Il en découle, monsieur le président, que je vous confirme pour le gouvernement que nous souhaitons attendre le contrôle budgétaire et les résultats du groupe de travail mis en place en commun par le gouvernement fédéral et les gouvernements régionaux et communautaires avant d'avancer dans ce dossier qui n'est qu'un élément d'un tout, à savoir les différents flux financiers entre les différents niveaux de pouvoir. Ce débat pourrait être repris plus tard au sein de cette assemblée si le Sénat ne souhaite pas aller plus avant aujourd'hui. Cependant si le Sénat souhaite avancer aujourd'hui, je constaterai dès lors que la discussion devra se poursuivre à la Chambre dans un débat budgétaire puisque la Chambre a une responsabilité particulière en matière budgétaire.

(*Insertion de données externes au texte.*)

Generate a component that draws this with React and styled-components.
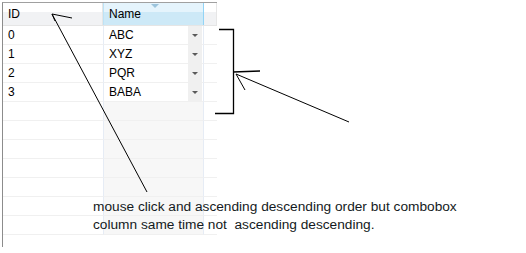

Mais je ne pense pas qu'il soit très raisonnable de vouloir avancer sur un élément isolé d'un dossier bien plus large. C'est la thèse que le gouvernement fédéral - unanime, madame Lizin - a défendue au sein du comité de concertation en demandant la création d'un groupe de travail. Les différents points ont été cités y compris les frais administratifs. Sur base du rapport du groupe de travail, le gouvernement fédéral comme le comité de concertation auront à prendre attitude. Si le Sénat veut choisir une autre orientation, cela signifiera alors que le vrai débat budgétaire aura lieu à la Chambre des représentants dont c'est la responsabilité.